▸ **GOAL**
Gather, from the listing beneath this task, every line holding the string "size".

▸ **PROVIDED MATERIAL**

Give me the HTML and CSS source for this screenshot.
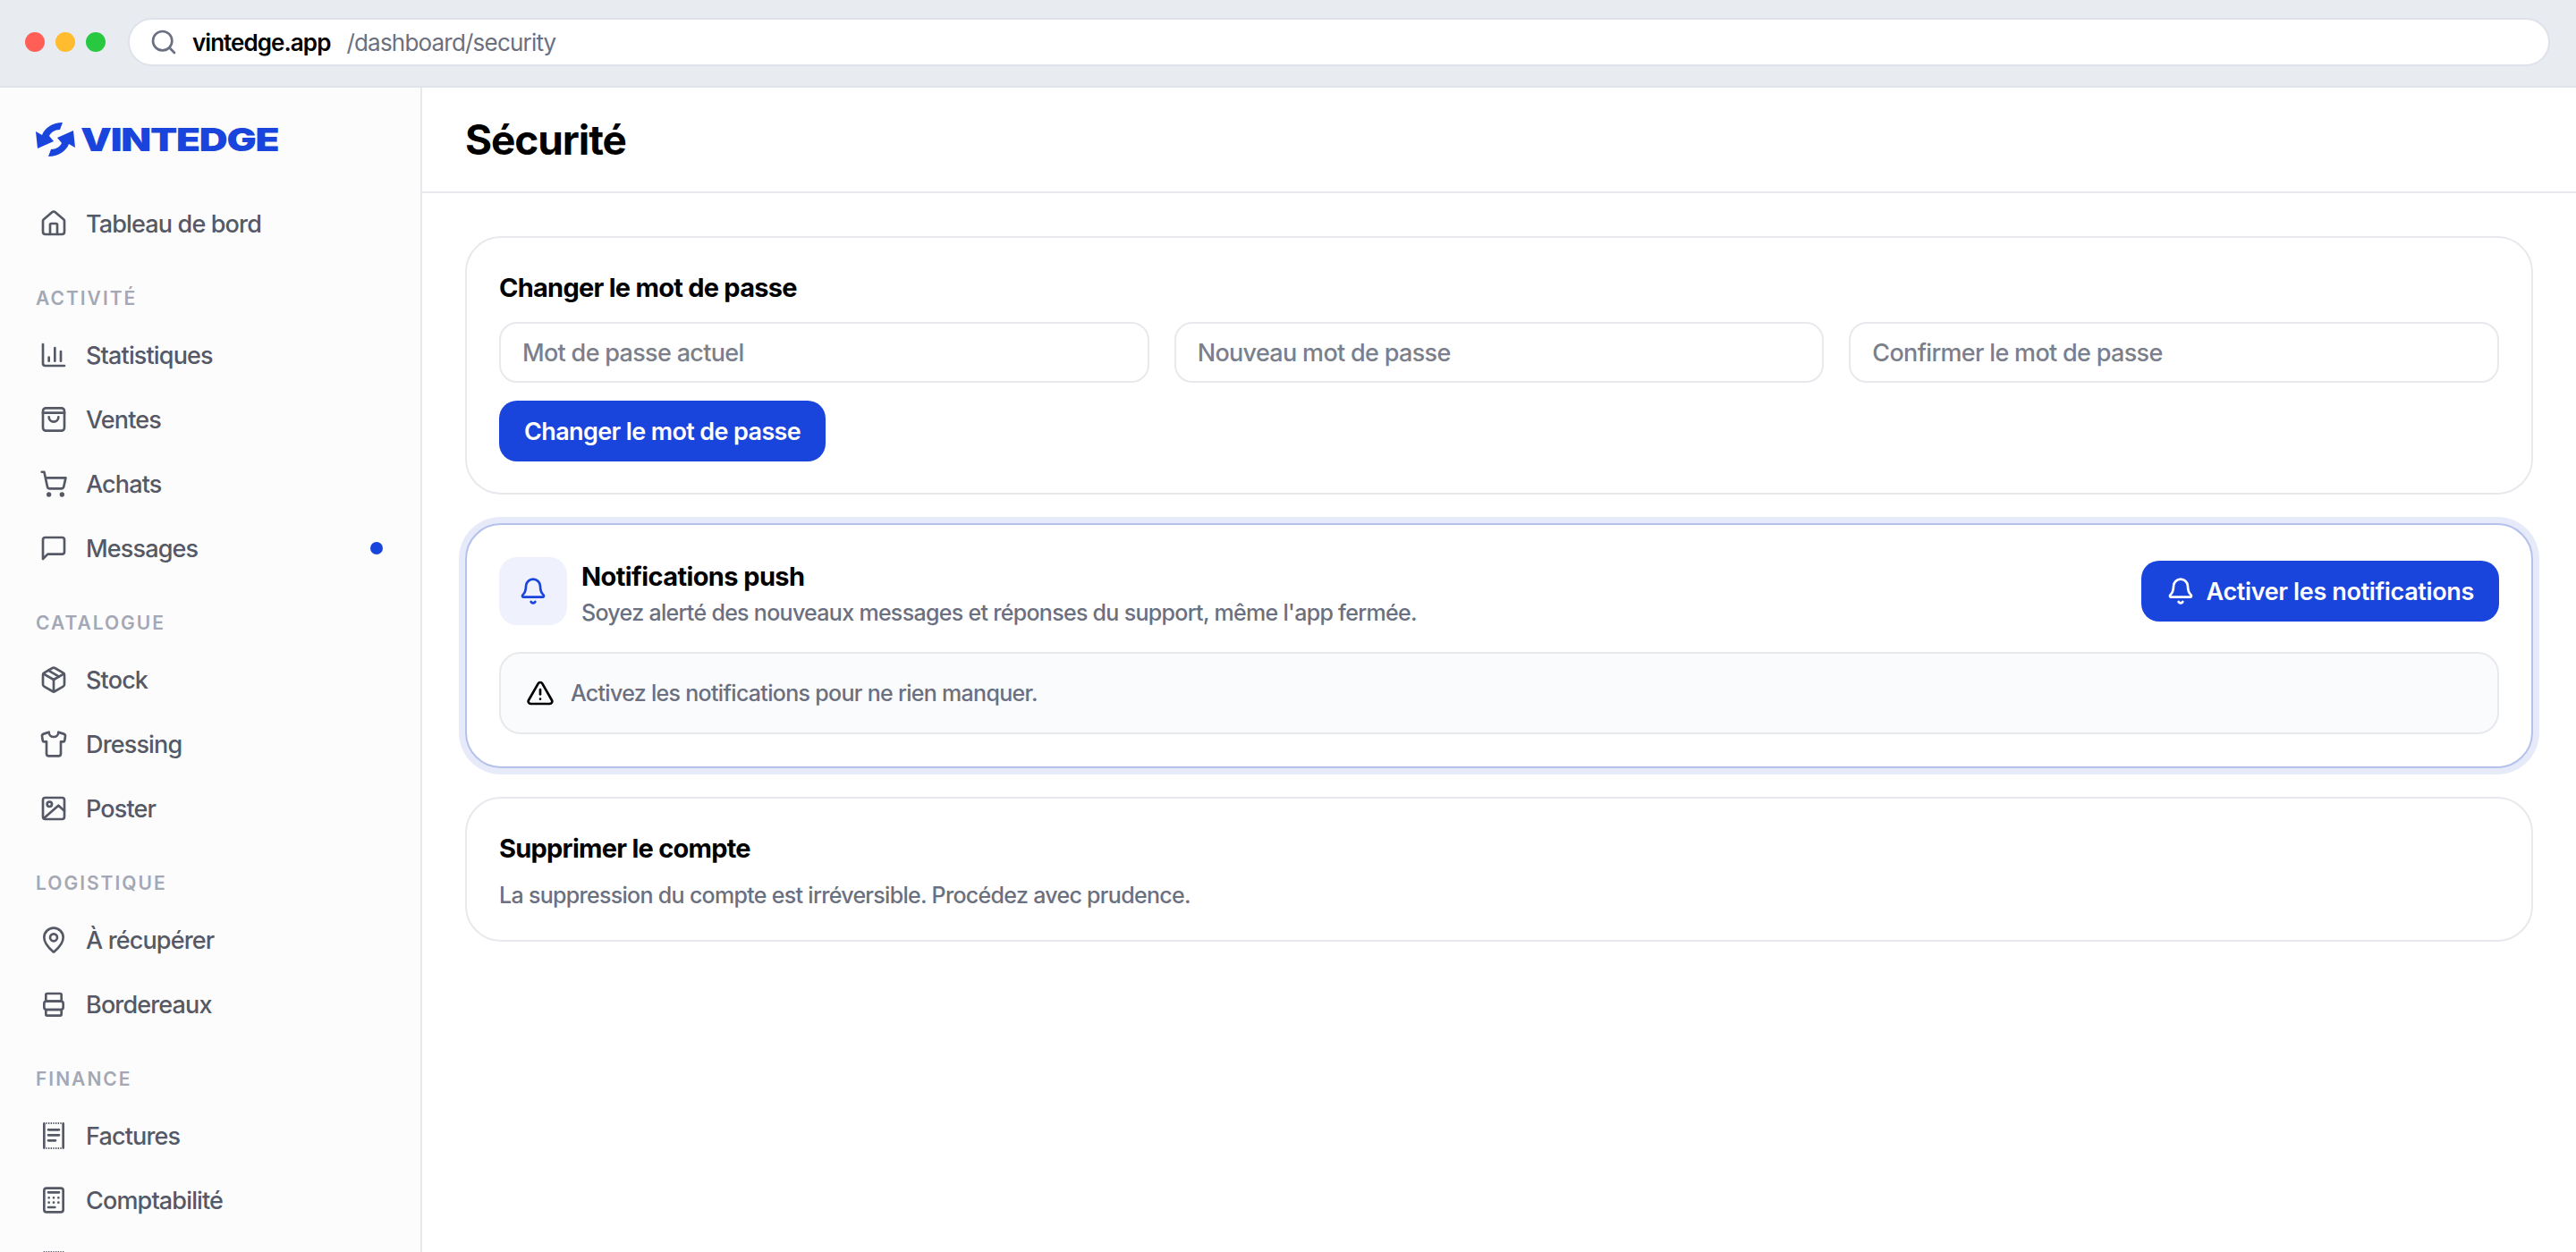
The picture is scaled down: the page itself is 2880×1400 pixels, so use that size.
FILE: index.html
```html
<!DOCTYPE html>
<html lang="fr">

<head>
  <meta charset="utf-8">
  <title>Sécurité - Vintedge</title>
  <link rel="stylesheet" href="styles.css">
</head>

<body>
  <!-- barre du navigateur -->
  <div class="browser-bar">
    <div class="traffic">
      <span class="dot dot-red"></span>
      <span class="dot dot-yellow"></span>
      <span class="dot dot-green"></span>
    </div>
    <div class="address">
      <svg class="address-icon" viewBox="0 0 24 24"><circle cx="11" cy="11" r="8"/><path d="m21 21-4.3-4.3"/></svg>
      <span class="domain">vintedge.app</span>
      <span class="path">/dashboard/security</span>
    </div>
  </div>

  <div class="app">
    <aside class="sidebar">
      <div class="logo">
        <svg class="logo-mark" viewBox="0 0 44 38">
          <path d="M30 0 27 8C21 8 17 11 15 15L20 21 2 29 0 10 7 14C10 6 19 0 30 0Z"/>
          <path d="M14 38 17 30C23 30 27 27 29 23L24 17 42 9 44 28 37 24C34 32 25 38 14 38Z"/>
        </svg>
        <span class="logo-text">VINTEDGE</span>
      </div>

      <a class="nav-item">
        <svg class="nav-icon" viewBox="0 0 24 24"><path d="M15 21v-8a1 1 0 0 0-1-1h-4a1 1 0 0 0-1 1v8"/><path d="M3 10a2 2 0 0 1 .709-1.528l7-5.999a2 2 0 0 1 2.582 0l7 5.999A2 2 0 0 1 21 10v9a2 2 0 0 1-2 2H5a2 2 0 0 1-2-2z"/></svg>
        Tableau de bord
      </a>

      <div class="nav-label">Activité</div>
      <a class="nav-item">
        <svg class="nav-icon" viewBox="0 0 24 24"><path d="M3 3v16a2 2 0 0 0 2 2h16"/><path d="M8 17v-3"/><path d="M13 17V6"/><path d="M18 17V9"/></svg>
        Statistiques
      </a>
      <a class="nav-item">
        <svg class="nav-icon" viewBox="0 0 24 24"><rect x="3" y="2.5" width="18" height="19" rx="2.5"/><path d="M3 6.5h18"/><path d="M16 10a4 4 0 0 1-8 0"/></svg>
        Ventes
      </a>
      <a class="nav-item">
        <svg class="nav-icon" viewBox="0 0 24 24"><circle cx="8" cy="21" r="1"/><circle cx="19" cy="21" r="1"/><path d="M2.05 2.05h2l2.66 12.42a2 2 0 0 0 2 1.58h9.78a2 2 0 0 0 1.95-1.57l1.65-7.43H5.12"/></svg>
        Achats
      </a>
      <a class="nav-item">
        <svg class="nav-icon" viewBox="0 0 24 24"><path d="M21 15a2 2 0 0 1-2 2H7l-4 4V5a2 2 0 0 1 2-2h14a2 2 0 0 1 2 2z"/></svg>
        Messages
        <span class="nav-badge"></span>
      </a>

      <div class="nav-label">Catalogue</div>
      <a class="nav-item">
        <svg class="nav-icon" viewBox="0 0 24 24"><path d="M21 8a2 2 0 0 0-1-1.73l-7-4a2 2 0 0 0-2 0l-7 4A2 2 0 0 0 3 8v8a2 2 0 0 0 1 1.73l7 4a2 2 0 0 0 2 0l7-4A2 2 0 0 0 21 16Z"/><path d="m3.3 7 8.7 5 8.7-5"/><path d="M12 22V12"/><path d="m7.5 4.27 9 5.15"/></svg>
        Stock
      </a>
      <a class="nav-item">
        <svg class="nav-icon" viewBox="0 0 24 24"><path d="M20.38 3.46 16 2a4 4 0 0 1-8 0L3.62 3.46a2 2 0 0 0-1.34 2.23l.58 3.47a1 1 0 0 0 .99.84H6v10c0 1.1.9 2 2 2h8a2 2 0 0 0 2-2V10h2.15a1 1 0 0 0 .99-.84l.58-3.47a2 2 0 0 0-1.34-2.23z"/></svg>
        Dressing
      </a>
      <a class="nav-item">
        <svg class="nav-icon" viewBox="0 0 24 24"><rect x="3" y="3" width="18" height="18" rx="2"/><circle cx="8.5" cy="8.5" r="2"/><path d="M4 20 16 9.5l5 4.5"/></svg>
        Poster
      </a>

      <div class="nav-label">Logistique</div>
      <a class="nav-item">
        <svg class="nav-icon" viewBox="0 0 24 24"><path d="M20 10c0 4.993-5.539 10.193-7.399 11.799a1 1 0 0 1-1.202 0C9.539 20.193 4 14.993 4 10a8 8 0 0 1 16 0"/><circle cx="12" cy="10" r="3"/></svg>
        À récupérer
      </a>
      <a class="nav-item">
        <svg class="nav-icon" viewBox="0 0 24 24"><rect x="5.5" y="3" width="13" height="6.5" rx="1"/><rect x="4" y="9.5" width="16" height="7" rx="2"/><rect x="5.5" y="16.5" width="13" height="5" rx="1"/></svg>
        Bordereaux
      </a>

      <div class="nav-label">Finance</div>
      <a class="nav-item">
        <svg class="nav-icon" viewBox="0 0 24 24"><path d="M4 2v20M20 2v20"/><path class="dash" d="M3.5 1.5h17M3.5 22.5h17"/><path d="M7.5 7h9M7.5 11.5h9M7.5 16h6"/></svg>
        Factures
      </a>
      <a class="nav-item">
        <svg class="nav-icon" viewBox="0 0 24 24"><rect x="4" y="2" width="16" height="20" rx="2"/><path d="M7.5 5.5h9M7.5 18h5.5"/><path d="M8 10h.01M12 10h.01M16 10h.01M8 14h.01M12 14h.01M16 14h.01"/></svg>
        Comptabilité
      </a>
      <a class="nav-item">
        <svg class="nav-icon" viewBox="0 0 24 24"><path class="dash" d="M3.5 1.5h17"/></svg>
      </a>
    </aside>

    <main class="main">
      <header class="page-header">
        <h1>Sécurité</h1>
      </header>

      <div class="content">
        <section class="card card-password">
          <h3 class="card-title">Changer le mot de passe</h3>
          <div class="field-row">
            <input class="field" placeholder="Mot de passe actuel">
            <input class="field" placeholder="Nouveau mot de passe">
            <input class="field" placeholder="Confirmer le mot de passe">
          </div>
          <button class="primary-btn">Changer le mot de passe</button>
        </section>

        <section class="card card-focus">
          <div class="push-row">
            <div class="push-icon">
              <svg class="bell" viewBox="0 0 24 24"><path d="M10.268 21a2 2 0 0 0 3.464 0"/><path d="M3.262 15.326A1 1 0 0 0 4 17h16a1 1 0 0 0 .74-1.673C19.41 13.956 18 12.499 18 8A6 6 0 0 0 6 8c0 4.499-1.411 5.956-2.738 7.326"/></svg>
            </div>
            <div class="push-text">
              <h3 class="push-title">Notifications push</h3>
              <p class="muted">Soyez alerté des nouveaux messages et réponses du support, même l'app fermée.</p>
            </div>
            <button class="primary-btn with-icon">
              <svg class="bell bell-white" viewBox="0 0 24 24"><path d="M10.268 21a2 2 0 0 0 3.464 0"/><path d="M3.262 15.326A1 1 0 0 0 4 17h16a1 1 0 0 0 .74-1.673C19.41 13.956 18 12.499 18 8A6 6 0 0 0 6 8c0 4.499-1.411 5.956-2.738 7.326"/></svg>
              Activer les notifications
            </button>
          </div>
          <div class="notice">
            <svg class="notice-icon" viewBox="0 0 24 24"><path d="m21.73 18-8-14a2 2 0 0 0-3.48 0l-8 14A2 2 0 0 0 4 21h16a2 2 0 0 0 1.73-3"/><path d="M12 9v4"/><path d="M12 17h.01"/></svg>
            <p class="muted">Activez les notifications pour ne rien manquer.</p>
          </div>
        </section>

        <section class="card card-danger">
          <h3 class="card-title">Supprimer le compte</h3>
          <p class="muted">La suppression du compte est irréversible. Procédez avec prudence.</p>
        </section>
      </div>
    </main>
  </div>
</body>

</html>
```

FILE: styles.css
```css
* {
  box-sizing: border-box;
}

html,
body {
  height: 100%;
}

body {
  margin: 0;
  height: 1400px;
  overflow: hidden;
  display: flex;
  flex-direction: column;
  font-family: Inter, 'Noto Sans', sans-serif;
  color: #000;
  background-color: #fff;
}

h1,
h3,
p {
  margin: 0;
}

svg {
  fill: none;
  stroke: currentColor;
  stroke-width: 2;
  stroke-linecap: round;
  stroke-linejoin: round;
  flex-shrink: 0;
}

/* barre du navigateur */
.browser-bar {
  height: 98px;
  flex-shrink: 0;
  display: flex;
  align-items: center;
  padding: 0 29px 2px 28px;
  background-color: #e8ebf0;
  border-bottom: 2px solid #e0e3ea;
}

.traffic {
  display: flex;
  gap: 12px;
  margin-right: 25px;
}

.dot {
  width: 22px;
  height: 22px;
  border-radius: 50%;
}

.dot-red {
  background-color: #ff5f57;
}

.dot-yellow {
  background-color: #febc2e;
}

.dot-green {
  background-color: #28c840;
}

.address {
  flex: 1;
  height: 54px;
  display: flex;
  align-items: center;
  padding: 0 0 0 22px;
  background-color: #fff;
  border: 2px solid #dfe2ea;
  border-radius: 27px;
  font-size: 26px;
}

.address-icon {
  width: 32px;
  height: 32px;
  color: #6b7080;
  margin-right: 16px;
}

.domain {
  font-weight: 600;
  letter-spacing: -0.95px;
  margin-right: 18px;
}

.path {
  color: #6b7080;
  letter-spacing: -0.8px;
}

.app {
  flex: 1;
  min-height: 0;
  display: flex;
}

/* menu lateral */
.sidebar {
  width: 472px;
  flex-shrink: 0;
  height: 1302px;
  overflow: hidden;
  background-color: #fcfcfd;
  border-right: 2px solid #e8e9ed;
}

.logo {
  height: 116px;
  display: flex;
  align-items: center;
  padding-left: 40px;
}

.logo-mark {
  width: 44px;
  height: 38px;
  fill: #1a45dc;
  stroke: none;
}

.logo-text {
  margin-left: 6px;
  font-size: 35px;
  font-weight: 900;
  line-height: 1;
  letter-spacing: -1px;
  color: #1a45dc;
  transform: scaleX(1.26);
  transform-origin: left center;
}

.nav-item {
  height: 72px;
  display: flex;
  align-items: center;
  gap: 20px;
  padding: 0 44px;
  font-size: 27px;
  font-weight: 500;
  letter-spacing: -0.85px;
  color: #555966;
}

.nav-icon {
  width: 32px;
  height: 32px;
}

.dash {
  stroke-dasharray: 1 1;
  stroke-width: 1.5;
  stroke-linecap: butt;
}

.nav-badge {
  width: 14px;
  height: 14px;
  margin-left: auto;
  margin-right: -2px;
  border-radius: 50%;
  background-color: #1a45dc;
}

.nav-label {
  height: 32px;
  margin: 31px 0 12px;
  padding-left: 40px;
  display: flex;
  align-items: center;
  font-size: 21px;
  font-weight: 600;
  letter-spacing: 2px;
  text-transform: uppercase;
  color: #a4a8b4;
}

/* contenu */
.main {
  flex: 1;
  min-width: 0;
}

.page-header {
  height: 118px;
  display: flex;
  align-items: center;
  padding-left: 48px;
  border-bottom: 2px solid #e8e9ed;
}

.page-header h1 {
  font-size: 46px;
  font-weight: 700;
  letter-spacing: -1.1px;
}

.content {
  display: flex;
  flex-direction: column;
  gap: 32px;
  padding: 48px 48px 0;
}

.card {
  padding: 36px;
  background-color: #fff;
  border: 2px solid #e8e9ed;
  border-radius: 40px;
}

.card-password {
  padding-bottom: 35px;
}

.card-focus {
  border-color: #b4c1eb;
  box-shadow: 0 0 0 7px #e6eaf9;
}

.card-danger {
  padding-bottom: 32px;
}

.card-danger .card-title {
  margin-bottom: 14px;
}

.card-title {
  font-size: 29px;
  font-weight: 700;
  line-height: 40px;
  letter-spacing: -0.75px;
  margin-bottom: 18px;
}

.field-row {
  display: grid;
  grid-template-columns: repeat(3, 1fr);
  gap: 28px;
  margin-bottom: 20px;
}

.field {
  height: 68px;
  min-width: 0;
  padding: 0 24px;
  font-family: inherit;
  font-size: 27px;
  font-weight: 500;
  letter-spacing: -0.68px;
  border: 2px solid #e8e9ed;
  border-radius: 20px;
  background-color: #fff;
}

.field::placeholder {
  color: #7b7f8b;
  opacity: 1;
}

.primary-btn {
  height: 68px;
  padding: 0 28px;
  border: none;
  border-radius: 20px;
  font-family: inherit;
  font-size: 27px;
  font-weight: 600;
  letter-spacing: -0.63px;
  color: #fff;
  background-color: #1a45dc;
}

.with-icon {
  display: flex;
  align-items: center;
  gap: 13px;
  letter-spacing: -0.35px;
}

.muted {
  font-size: 25px;
  font-weight: 500;
  line-height: 36px;
  letter-spacing: -0.7px;
  color: #6b7080;
}

.push-row {
  height: 76px;
  display: flex;
  align-items: center;
  gap: 16px;
}

.push-icon {
  width: 76px;
  height: 76px;
  display: flex;
  align-items: center;
  justify-content: center;
  border-radius: 20px;
  background-color: #eff2fd;
}

.bell {
  width: 32px;
  height: 32px;
  color: #1a45dc;
}

.bell-white {
  color: #fff;
}

.push-text {
  flex: 1;
  align-self: flex-start;
  padding-top: 2px;
}

.push-title {
  font-size: 29px;
  font-weight: 700;
  line-height: 40px;
  letter-spacing: -0.6px;
  margin-bottom: 2px;
}

.notice {
  height: 92px;
  margin-top: 30px;
  display: flex;
  align-items: center;
  gap: 18px;
  padding: 0 28px;
  background-color: #fafbfd;
  border: 2px solid #e8e9ed;
  border-radius: 24px;
}

.notice-icon {
  width: 32px;
  height: 32px;
  color: #000;
}
```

▸ **EXERCISE RESPONSE**
The picture is scaled down: the page itself is 2880×1400 pixels, so use that size.
  font-size: 26px;
  font-size: 35px;
  font-size: 27px;
  font-size: 21px;
  font-size: 46px;
  font-size: 29px;
  font-size: 27px;
  font-size: 27px;
  font-size: 25px;
  font-size: 29px;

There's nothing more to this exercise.